• **Dataset excerpts**

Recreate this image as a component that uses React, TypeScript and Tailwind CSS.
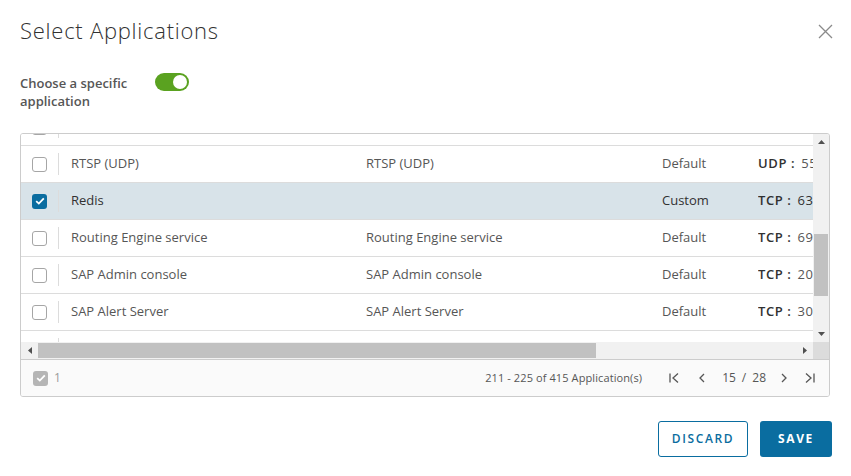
import React from "react";

type Row = { name: string; desc: string; kind: string; proto: string; port: string; checked?: boolean };

const rows: Row[] = [
  { name: "", desc: "", kind: "", proto: "", port: "" },
  { name: "RTSP (UDP)", desc: "RTSP (UDP)", kind: "Default", proto: "UDP", port: "554" },
  { name: "Redis", desc: "", kind: "Custom", proto: "TCP", port: "6379", checked: true },
  { name: "Routing Engine service", desc: "Routing Engine service", kind: "Default", proto: "TCP", port: "6901" },
  { name: "SAP Admin console", desc: "SAP Admin console", kind: "Default", proto: "TCP", port: "2000" },
  { name: "SAP Alert Server", desc: "SAP Alert Server", kind: "Default", proto: "TCP", port: "3000" },
  { name: "", desc: "", kind: "", proto: "", port: "" },
];

function Check({ on, muted }: { on?: boolean; muted?: boolean }) {
  if (on) {
    return (
      <span
        className={`flex h-[15px] w-[15px] items-center justify-center rounded-[3px] ${
          muted ? "bg-[#b5b5b5]" : "bg-[#0a6da0]"
        }`}
      >
        <svg width="10" height="8" viewBox="0 0 10 8">
          <path d="M1.2 4.2 L3.8 6.6 L8.8 1.4" fill="none" stroke="white" strokeWidth="1.8" />
        </svg>
      </span>
    );
  }
  return <span className="block h-[15px] w-[15px] rounded-[3px] border border-[#a6a6a6] bg-white" />;
}

function Tri({ dir }: { dir: "up" | "down" | "left" | "right" }) {
  const d = {
    up: "M0 4 L3.5 0 L7 4 Z",
    down: "M0 0 L7 0 L3.5 4 Z",
    left: "M4 0 L4 7 L0 3.5 Z",
    right: "M0 0 L4 3.5 L0 7 Z",
  }[dir];
  const w = dir === "up" || dir === "down" ? 7 : 4;
  const h = dir === "up" || dir === "down" ? 4 : 7;
  return (
    <svg width={w} height={h} viewBox={`0 0 ${w} ${h}`}>
      <path d={d} fill="#505050" />
    </svg>
  );
}

function PageIcon({ d }: { d: string }) {
  return (
    <svg width="12" height="12" viewBox="0 0 12 12" fill="none" stroke="#565656" strokeWidth="1.3">
      <path d={d} />
    </svg>
  );
}

export default function App() {
  return (
    <div
      className="relative h-[476px] w-[851px] overflow-hidden bg-white text-[#565656]"
      style={{ fontFamily: "'Open Sans', 'Liberation Sans', sans-serif" }}
    >
      {/* header */}
      <div className="flex items-start justify-between pl-[20px] pr-[18px] pt-[14px]">
        <h1 className="text-[22px] font-light leading-[32px] tracking-[0.75px] text-[#313131]">Select Applications</h1>
        <button className="mt-[10px] text-[#8a8a8a]">
          <svg width="15" height="15" viewBox="0 0 15 15" fill="none" stroke="currentColor" strokeWidth="1.3">
            <path d="M1 1 L14 14 M14 1 L1 14" />
          </svg>
        </button>
      </div>

      {/* toggle */}
      <div className="mt-[28px] flex items-start pl-[20px]">
        <div className="w-[135px] text-[13px] font-semibold leading-[18px] text-[#565656]">
          Choose a specific
          <br />
          application
        </div>
        <div className="-mt-[1px] flex h-[18px] w-[34px] items-center justify-end rounded-full bg-[#5aa220] pr-[2px]">
          <span className="block h-[14px] w-[14px] rounded-full bg-white" />
        </div>
      </div>

      {/* datagrid */}
      <div className="mx-[20px] mt-[23px] w-[810px] overflow-hidden rounded-[3px] border border-[#cccccc]">
        <div className="flex h-[208px]">
          <div className="flex-1 overflow-hidden">
            <div className="-mt-[25px]">
              {rows.map((r, i) => (
                <div
                  key={i}
                  className={`flex h-[37px] items-center border-b border-[#dcdcdc] text-[13px] ${
                    r.checked ? "bg-[#d8e3e9] text-[#313131]" : "bg-white"
                  }`}
                >
                  <div className="flex w-[37px] shrink-0 justify-center">
                    <Check on={r.checked} />
                  </div>
                  <div className="h-[22px] w-px shrink-0 bg-[#dcdcdc]" />
                  <div className="w-[307px] shrink-0 pl-[12px]">{r.name}</div>
                  <div className="w-[296px] shrink-0">{r.desc}</div>
                  <div className="w-[96px] shrink-0">{r.kind}</div>
                  <div className="min-w-0 flex-1 overflow-hidden whitespace-nowrap tracking-[0.6px]">
                    {r.proto && (
                      <>
                        <span className="font-semibold text-[#313131]">{r.proto} :</span>
                        <span className="ml-[6px]">{r.port}</span>
                      </>
                    )}
                  </div>
                </div>
              ))}
            </div>
          </div>
          {/* vertical scrollbar */}
          <div className="flex w-[16px] shrink-0 flex-col items-center bg-[#f1f1f1]">
            <div className="flex h-[16px] items-center">
              <Tri dir="up" />
            </div>
            <div className="flex-1 px-[1px] pt-[84px]">
              <div className="h-[62px] w-[14px] bg-[#c1c1c1]" />
            </div>
            <div className="flex h-[16px] items-center">
              <Tri dir="down" />
            </div>
          </div>
        </div>

        {/* horizontal scrollbar */}
        <div className="flex h-[17px] items-center bg-[#f1f1f1]">
          <div className="flex w-[17px] justify-center">
            <Tri dir="left" />
          </div>
          <div className="flex-1">
            <div className="h-[15px] w-[558px] bg-[#c1c1c1]" />
          </div>
          <div className="flex w-[16px] justify-center">
            <Tri dir="right" />
          </div>
          <div className="h-[17px] w-[16px] bg-[#dcdcdc]" />
        </div>

        {/* footer */}
        <div className="flex h-[37px] items-center border-t border-[#cccccc] bg-[#fafafa] pl-[12px] pr-[13px]">
          <Check on muted />
          <span className="ml-[6px] text-[12px] text-[#9a9a9a]">1</span>
          <span className="ml-auto text-[11px] tracking-[0.1px] text-[#565656]">211 - 225 of 415 Application(s)</span>
          <div className="ml-[26px] flex items-center text-[12px]">
            <PageIcon d="M2 1.5 L2 10.5 M10 1.5 L5 6 L10 10.5" />
            <span className="ml-[16px]">
              <PageIcon d="M8 2 L4 6 L8 10" />
            </span>
            <span className="ml-[14px]">15</span>
            <span className="mx-[6px]">/</span>
            <span>28</span>
            <span className="ml-[12px]">
              <PageIcon d="M4 2 L8 6 L4 10" />
            </span>
            <span className="ml-[14px]">
              <PageIcon d="M2 1.5 L7 6 L2 10.5 M10 1.5 L10 10.5" />
            </span>
          </div>
        </div>
      </div>

      {/* buttons */}
      <div className="mt-[24px] flex justify-end gap-[12px] pr-[19px]">
        <button className="h-[36px] w-[90px] rounded-[3px] border border-[#0a6da0] bg-white text-[12px] font-semibold tracking-[1.6px] text-[#0a6da0]">
          DISCARD
        </button>
        <button className="h-[36px] w-[72px] rounded-[3px] bg-[#0a6da0] text-[12px] font-bold tracking-[1.6px] text-white">
          SAVE
        </button>
      </div>
    </div>
  );
}
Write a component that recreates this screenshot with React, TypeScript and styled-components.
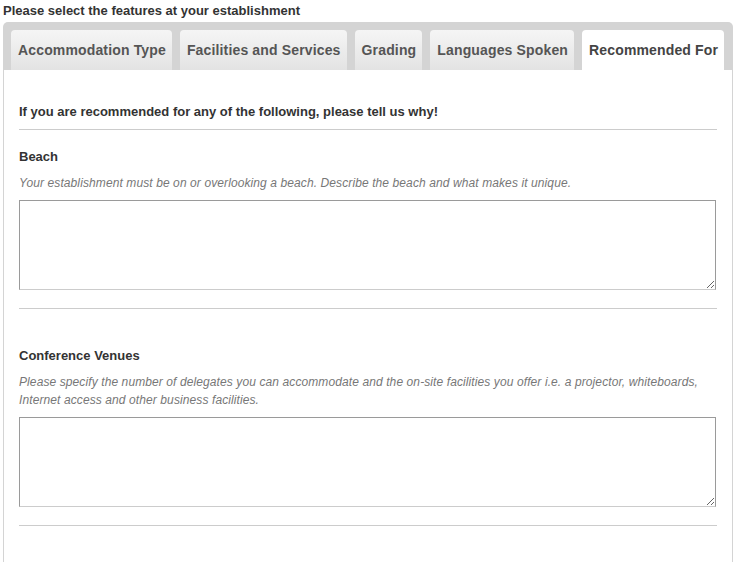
import React from 'react';
import styled, { createGlobalStyle } from 'styled-components';

const GlobalStyle = createGlobalStyle`
  body {
    margin: 0;
    background: #ffffff;
    font-family: "Liberation Sans", Arial, sans-serif;
  }
`;

const S = {
  Page: styled.div`
    width: 738px;
    padding: 3px 0 0 3px;
    box-sizing: border-box;
  `,

  Heading: styled.div`
    font-size: 13px;
    line-height: 16px;
    font-weight: bold;
    color: #333333;
  `,

  TabBar: styled.div`
    width: 730px;
    margin-top: 3px;
    box-sizing: border-box;
    background: #d4d4d4;
    border-radius: 5px 5px 0 0;
    padding: 8px 8px 0;
    display: flex;
    gap: 8px;
  `,

  Tab: styled.div<{ $active?: boolean }>`
    height: 40px;
    padding: 0 6px 0 7px;
    display: flex;
    align-items: center;
    border-radius: 4px 4px 0 0;
    font-size: 14px;
    font-weight: bold;
    letter-spacing: 0.15px;
    white-space: nowrap;
    color: ${(p) => (p.$active ? '#444444' : '#555555')};
    background: ${(p) => (p.$active ? '#ffffff' : 'linear-gradient(#f5f5f5, #e3e3e3)')};
  `,

  Panel: styled.div`
    width: 730px;
    box-sizing: border-box;
    border: 1px solid #d4d4d4;
    border-top: none;
    padding: 34px 15px 40px;
  `,

  Intro: styled.div`
    font-size: 13px;
    line-height: 16px;
    font-weight: bold;
    color: #333333;
  `,

  Rule: styled.hr<{ $top: number; $bottom: number }>`
    border: none;
    border-top: 1px solid #cccccc;
    margin: ${(p) => p.$top}px 0 ${(p) => p.$bottom}px;
  `,

  Section: styled.div`
    display: flex;
    flex-direction: column;
  `,

  Label: styled.div`
    font-size: 13px;
    line-height: 16px;
    font-weight: bold;
    color: #333333;
  `,

  Hint: styled.div`
    margin: 10px 0 7.5px;
    font-size: 12px;
    line-height: 17.5px;
    font-style: italic;
    letter-spacing: 0.1px;
    color: #777777;
  `,

  Field: styled.textarea`
    width: 697px;
    height: 90px;
    box-sizing: border-box;
    margin: 0;
    border: 1px solid #9a9a9a;
    border-bottom-color: #cccccc;
    font-family: "Liberation Sans", Arial, sans-serif;
    font-size: 13px;
    outline: none;
    resize: both;
    display: block;
  `,
};

const tabs = ['Accommodation Type', 'Facilities and Services', 'Grading', 'Languages Spoken', 'Recommended For'];

const sections = [
  {
    label: 'Beach',
    hint: 'Your establishment must be on or overlooking a beach. Describe the beach and what makes it unique.',
  },
  {
    label: 'Conference Venues',
    hint: 'Please specify the number of delegates you can accommodate and the on-site facilities you offer i.e. a projector, whiteboards, Internet access and other business facilities.',
  },
];

const App: React.FC = () => {
  return (
    <>
      <GlobalStyle />
      <S.Page>
        <S.Heading>Please select the features at your establishment</S.Heading>
        <S.TabBar>
          {tabs.map((t) => (
            <S.Tab key={t} $active={t === 'Recommended For'}>
              {t}
            </S.Tab>
          ))}
        </S.TabBar>
        <S.Panel>
          <S.Intro>If you are recommended for any of the following, please tell us why!</S.Intro>
          <S.Rule $top={9} $bottom={19} />
          {sections.map(({ label, hint }, i) => (
            <S.Section key={label}>
              <S.Label>{label}</S.Label>
              <S.Hint>{hint}</S.Hint>
              <S.Field />
              <S.Rule $top={18} $bottom={i === sections.length - 1 ? 0 : 39} />
            </S.Section>
          ))}
        </S.Panel>
      </S.Page>
    </>
  );
};

export default App;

• **Directive**
Without the pictures, write out the lines from the beginning of the entries through the line with "string; desc: string;".

• **Exercise solution**
Recreate this image as a component that uses React, TypeScript and Tailwind CSS.
import React from "react";

type Row = { name: string; desc: string; kind: string; proto: string; port: string; checked?: boolean };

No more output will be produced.